Of course, such a quest is nothing more or less than a foolish fantasy. No man or woman alive, magical or not, has even escaped some form of injury, whether physical, mental or emotional. To hurt is as human as to breathe. Nevertheless, we wizards seem particularly prone to the idea that we can bend the nature of existence to our will.
♥ The hero in this tale, however, is not even interested in a simulacrum of love that he can create or destroy at will. He wants to remain for ever uninfected by what he regards as a kind of sickness, and therefore performs a piece of Dark Magic that would not be possible outside a storybook: he locks away his own heart.
The resemblance of this action to the creation of a Horcrux has been noted by many writers. Athough Beedle's hero is not seeking to avoid death, he is dividing what was clearly not meant to be divided - body and heart, rather than soul - and in doing so, he is falling foul of the first of Adalbert Waffling's Fundamental Laws of Magic:
Tamper with the deepest mysteries - the source of life, the essence of self - only if prepared for consequences of the most extreme and dangerous kind.
And sure enough, in seeking to become super-human this foolhardy young man renders himself inhuman. The heart he has locked away slowly shrivels and grows hair, symbolising his own descent to beasthood.
~~From the Dumbledore's Notes on 'The Warlock's Hairy Heart'.
♥ Whether there was ever a washerwoman who was able to transform into a rabbit is open to doubt; however, some magical historians have suggested that Beedle modelled Babbity on the famous French sorceress Lisette de Lapin, who was convicted of witchcraft in Paris in 1422. To the astonishment of her Muggle guards, who were later tried for helping the witch to escape, Lisette vanished from her prison cell the night before she was due to be executed. Although it has never been proven that Lisette was an Animagus who managed to squeeze through the bars of her cell window, a large white rabbit was subsequently seen crossing the English Channel in a cauldron with a sail fitted to it, and a similar rabbit later became a trusted advisor at the court of King Henry VI.*
**This may have contributed to that Muggle King's reputation for mental instability.

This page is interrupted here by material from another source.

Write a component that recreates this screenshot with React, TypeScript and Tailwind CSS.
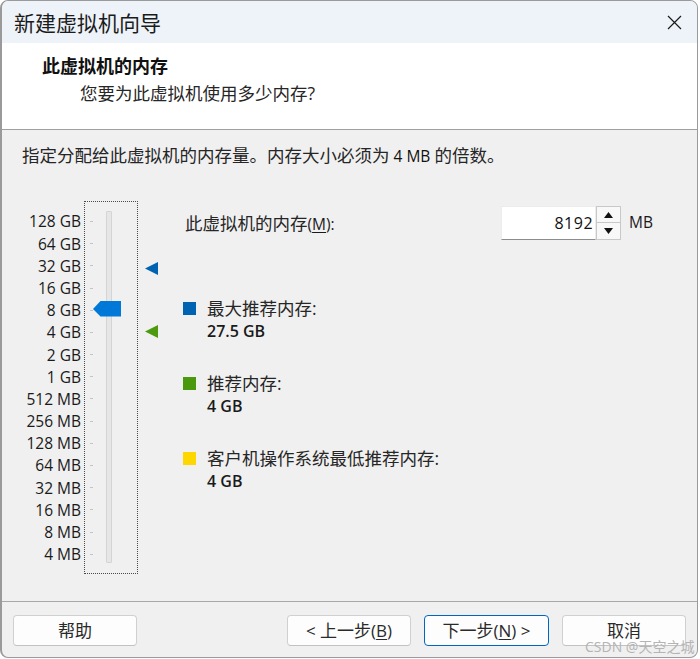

~~From the Dumbledore's Notes on 'Babbity Rabbity and her Cackling Stump'.
♥ The moral of 'The Tale of the Three Brothers' could not be any clearer: human efforts to evade or overcome death are always doomed to disappointment. The third brother in the story ('the humblest and also the wisest') is the only one who understands that, having narrowly escaped Death once, the best he can hope for is to postpone their next meeting as long as possible. This younger brother knows that taunting Death - by engaging in violence, like the first brother, or by meddling in the shadowy art of necromancy, like the second brother - means pitting oneself against a wily enemy who cannot lose.
♥ What must strike any intelligent witch or wizard on studying the so-called history of the Elder Wand is that every man who claims to have owned it has insisted that it is 'unbeatable', when the known facts of its passage through many owners' hands demonstrate that not only has it been beaten hundreds of times, but that is also attracts trouble as Grumble the Grubby Goat attracted flies. Ultimately, the quest for the Elder Wand merely supports an observation I have had occasion to make many times over the course of my long life: that humans have a knack of choosing precisely those things that are worst for them.
But which of us would have shown the wisdom of the third brother, if offered the pick of Death's gifts? Wizards and Muggles alike are imbued with a lust for power; how many would resist 'the Wand of Destiny'? Which human being, having lost someone they loved, could withstand the temptation of the Resurrection Stone? Even I, Albus Dumbeldore, would find it easier to refuse the Invisibility Cloak; which only goes to show that, clever as I am, I remain just as big a fool as anyone else.
~~From the Dumbledore's Notes on 'The Tale of the Three Brothers'.